Wax is like a rain coat for your car’s paint. It keeps everything mother nature can throw at your car away from the paint. This layer of protection can fade with time and repeated washings. Like anything, a little time and money invested in a quality wax job will pay off in the end. Defend your vehicle’s paint from rock chips, bugs, sand, salt, and other everyday driving hazards with this innovative spray-applied car paint protection product.
Thoroughly wash your car and remove all contaminants from the surface. If your paint has not been cleaned in a while, now is the perfect time to bring the shine back. Waxing your car is not a substitute for paint cleaning, and the wax job will only be as good as the base layer of your paint.
Since you just washed your car, it should go without saying that your car is cool and out of direct sunlight. I like the follow the same sequence that I washed the car and start at the top.
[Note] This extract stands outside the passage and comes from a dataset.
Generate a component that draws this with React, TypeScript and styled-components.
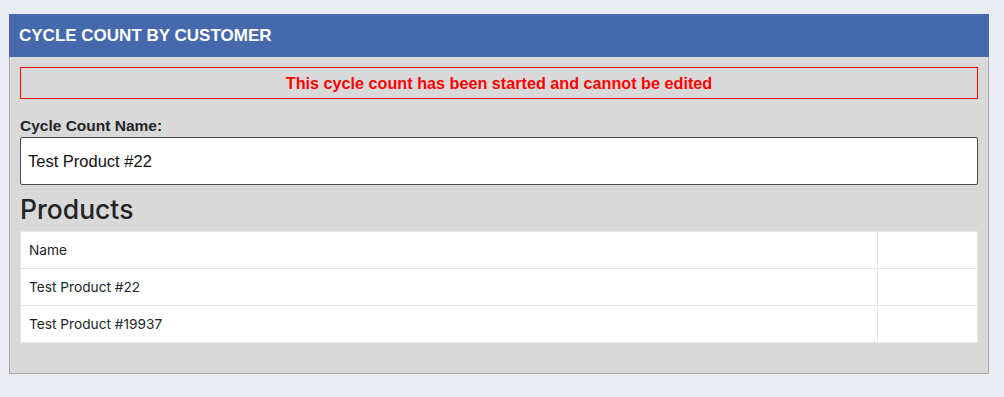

Just a habit, you might want to tackle it differently.
What Kind of Wax Should I use?
There are two main categories of waxes, Carnauba and Synthetic. Both have their strengths and weaknesses. For every fan of traditional carnauba wax, you can find another enthusiast who swears by synthetic wax. It really a personal preference, and what you feel works best for your paint. Let’s go over the basics…
- Carnauba Based Waxes: Made from the leaves of the Carnauba Palm tree grown in Northeastern Brazil, carbauba wax is usually light yellow and fairly hard. When applied to your car, it leaves a relatively clear layer of protection which can fade with heat and repeated washings. Thus the need to reapply several times per year. Better waxes will have more carnauba with a higher quality (clearer) base stock. The waxes can come in paste or liquid form.
- Synthetic Waxes: A recent development in the past 20 years, synthetic waxes are typically a little easier to apply, but sometimes do not give the depth of shine that a carnauba wax can. I have personally used Turtle Wax Liquid Ice, and Zaino Brother’s products in the past. The Liquid Ice was ok, easy to apply and buff off, but the Zaino Brother’s product blew me away. The process was a little more involved to apply, but the shine and longevity of that shine was amazing. If you have a show car, or want to experiment with synthetic waxes, I would recommend you try Zaino.
No matter which type of wax you chose, make sure to follow the instructions that come with the product. Use 100% cotton applicator pads to apply and buff with 100% cotton microfiber towels. I tend to work in small areas and make sure to apply a thin even coat. Too much wax just means you will be buffing off more once it dries. More is not better!
How often should I wax my car?
How often you wax is up to you, your environment and where your car is stored. If you car is stored indoors, you live in a cooler climate, and don’t put many miles on your car, you could wax as little as once a year. Live in a hot climate and store your car outside, plan on 3 – 4 times per year.